--- start of SUPPLIED DATA ---
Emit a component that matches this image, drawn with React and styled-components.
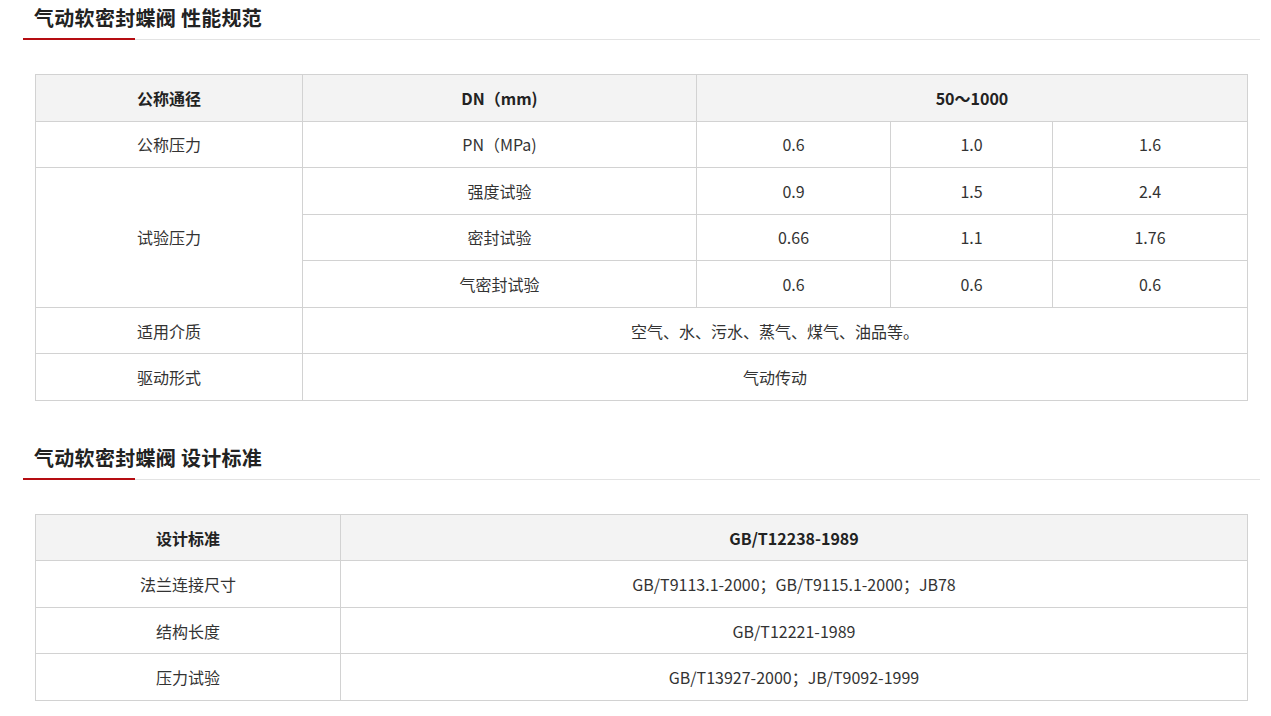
import React from "react";
import styled, { createGlobalStyle } from "styled-components";

const Global = createGlobalStyle`
  html, body { margin: 0; padding: 0; background: #fff; }
  body { font-family: "Noto Sans CJK SC", "Noto Sans", sans-serif; color: #333; }
`;

const Page = styled.div`
  width: 1237px;
  margin-left: 23px;
  padding-bottom: 20px;
`;

const Section = styled.section`
  margin-top: ${(p) => p.$top}px;
`;

const Title = styled.h2`
  position: relative;
  margin: 0;
  height: 39px;
  padding-left: 11px;
  font-size: 20px;
  font-weight: 700;
  line-height: 36px;
  letter-spacing: 0.3px;
  color: #222;
  border-bottom: 1px solid #e3e3e3;
  box-sizing: content-box;
  &::after {
    content: "";
    position: absolute;
    left: 0;
    bottom: -1px;
    width: 112px;
    height: 2px;
    background: #b50d12;
  }
`;

const Table = styled.table`
  margin: 34px 0 0 12px;
  width: 1212px;
  border-collapse: collapse;
  table-layout: fixed;
  font-size: 16px;
  color: #333;
`;

const Cell = styled.td`
  border: 1px solid #d2d2d2;
  height: 45.55px;
  padding: 0;
  text-align: center;
  vertical-align: middle;
  background: ${(p) => (p.$head ? "#f3f3f3" : "#fff")};
  font-weight: ${(p) => (p.$head ? 700 : 400)};
  color: ${(p) => (p.$head ? "#222" : "#333")};
`;

export default function App() {
  return (
    <>
      <Global />
      <Page>
        <Section $top={0}>
          <Title>气动软密封蝶阀 性能规范</Title>
          <Table>
            <colgroup>
              <col style={{ width: 267 }} />
              <col style={{ width: 394 }} />
              <col style={{ width: 194 }} />
              <col style={{ width: 162 }} />
              <col style={{ width: 195 }} />
            </colgroup>
            <tbody>
              <tr>
                <Cell $head>公称通径</Cell>
                <Cell $head>DN（mm)</Cell>
                <Cell $head colSpan={3}>50～1000</Cell>
              </tr>
              <tr>
                <Cell>公称压力</Cell>
                <Cell>PN（MPa)</Cell>
                <Cell>0.6</Cell>
                <Cell>1.0</Cell>
                <Cell>1.6</Cell>
              </tr>
              <tr>
                <Cell rowSpan={3}>试验压力</Cell>
                <Cell>强度试验</Cell>
                <Cell>0.9</Cell>
                <Cell>1.5</Cell>
                <Cell>2.4</Cell>
              </tr>
              <tr>
                <Cell>密封试验</Cell>
                <Cell>0.66</Cell>
                <Cell>1.1</Cell>
                <Cell>1.76</Cell>
              </tr>
              <tr>
                <Cell>气密封试验</Cell>
                <Cell>0.6</Cell>
                <Cell>0.6</Cell>
                <Cell>0.6</Cell>
              </tr>
              <tr>
                <Cell>适用介质</Cell>
                <Cell colSpan={4}>空气、水、污水、蒸气、煤气、油品等。</Cell>
              </tr>
              <tr>
                <Cell>驱动形式</Cell>
                <Cell colSpan={4}>气动传动</Cell>
              </tr>
            </tbody>
          </Table>
        </Section>
        <Section $top={39}>
          <Title>气动软密封蝶阀 设计标准</Title>
          <Table>
            <colgroup>
              <col style={{ width: 305 }} />
              <col style={{ width: 907 }} />
            </colgroup>
            <tbody>
              <tr>
                <Cell $head>设计标准</Cell>
                <Cell $head>GB/T12238-1989</Cell>
              </tr>
              <tr>
                <Cell>法兰连接尺寸</Cell>
                <Cell>GB/T9113.1-2000；GB/T9115.1-2000；JB78</Cell>
              </tr>
              <tr>
                <Cell>结构长度</Cell>
                <Cell>GB/T12221-1989</Cell>
              </tr>
              <tr>
                <Cell>压力试验</Cell>
                <Cell>GB/T13927-2000；JB/T9092-1999</Cell>
              </tr>
            </tbody>
          </Table>
        </Section>
      </Page>
    </>
  );
}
--- end of SUPPLIED DATA ---
◆ **AIM**
Repeat the material above verbatim. Leave the pictures behind.

◆ **TASK RESPONSE**
Emit a component that matches this image, drawn with React and styled-components.
import React from "react";
import styled, { createGlobalStyle } from "styled-components";

const Global = createGlobalStyle`
  html, body { margin: 0; padding: 0; background: #fff; }
  body { font-family: "Noto Sans CJK SC", "Noto Sans", sans-serif; color: #333; }
`;

const Page = styled.div`
  width: 1237px;
  margin-left: 23px;
  padding-bottom: 20px;
`;

const Section = styled.section`
  margin-top: ${(p) => p.$top}px;
`;

const Title = styled.h2`
  position: relative;
  margin: 0;
  height: 39px;
  padding-left: 11px;
  font-size: 20px;
  font-weight: 700;
  line-height: 36px;
  letter-spacing: 0.3px;
  color: #222;
  border-bottom: 1px solid #e3e3e3;
  box-sizing: content-box;
  &::after {
    content: "";
    position: absolute;
    left: 0;
    bottom: -1px;
    width: 112px;
    height: 2px;
    background: #b50d12;
  }
`;

const Table = styled.table`
  margin: 34px 0 0 12px;
  width: 1212px;
  border-collapse: collapse;
  table-layout: fixed;
  font-size: 16px;
  color: #333;
`;

const Cell = styled.td`
  border: 1px solid #d2d2d2;
  height: 45.55px;
  padding: 0;
  text-align: center;
  vertical-align: middle;
  background: ${(p) => (p.$head ? "#f3f3f3" : "#fff")};
  font-weight: ${(p) => (p.$head ? 700 : 400)};
  color: ${(p) => (p.$head ? "#222" : "#333")};
`;

export default function App() {
  return (
    <>
      <Global />
      <Page>
        <Section $top={0}>
          <Title>气动软密封蝶阀 性能规范</Title>
          <Table>
            <colgroup>
              <col style={{ width: 267 }} />
              <col style={{ width: 394 }} />
              <col style={{ width: 194 }} />
              <col style={{ width: 162 }} />
              <col style={{ width: 195 }} />
            </colgroup>
            <tbody>
              <tr>
                <Cell $head>公称通径</Cell>
                <Cell $head>DN（mm)</Cell>
                <Cell $head colSpan={3}>50～1000</Cell>
              </tr>
              <tr>
                <Cell>公称压力</Cell>
                <Cell>PN（MPa)</Cell>
                <Cell>0.6</Cell>
                <Cell>1.0</Cell>
                <Cell>1.6</Cell>
              </tr>
              <tr>
                <Cell rowSpan={3}>试验压力</Cell>
                <Cell>强度试验</Cell>
                <Cell>0.9</Cell>
                <Cell>1.5</Cell>
                <Cell>2.4</Cell>
              </tr>
              <tr>
                <Cell>密封试验</Cell>
                <Cell>0.66</Cell>
                <Cell>1.1</Cell>
                <Cell>1.76</Cell>
              </tr>
              <tr>
                <Cell>气密封试验</Cell>
                <Cell>0.6</Cell>
                <Cell>0.6</Cell>
                <Cell>0.6</Cell>
              </tr>
              <tr>
                <Cell>适用介质</Cell>
                <Cell colSpan={4}>空气、水、污水、蒸气、煤气、油品等。</Cell>
              </tr>
              <tr>
                <Cell>驱动形式</Cell>
                <Cell colSpan={4}>气动传动</Cell>
              </tr>
            </tbody>
          </Table>
        </Section>
        <Section $top={39}>
          <Title>气动软密封蝶阀 设计标准</Title>
          <Table>
            <colgroup>
              <col style={{ width: 305 }} />
              <col style={{ width: 907 }} />
            </colgroup>
            <tbody>
              <tr>
                <Cell $head>设计标准</Cell>
                <Cell $head>GB/T12238-1989</Cell>
              </tr>
              <tr>
                <Cell>法兰连接尺寸</Cell>
                <Cell>GB/T9113.1-2000；GB/T9115.1-2000；JB78</Cell>
              </tr>
              <tr>
                <Cell>结构长度</Cell>
                <Cell>GB/T12221-1989</Cell>
              </tr>
              <tr>
                <Cell>压力试验</Cell>
                <Cell>GB/T13927-2000；JB/T9092-1999</Cell>
              </tr>
            </tbody>
          </Table>
        </Section>
      </Page>
    </>
  );
}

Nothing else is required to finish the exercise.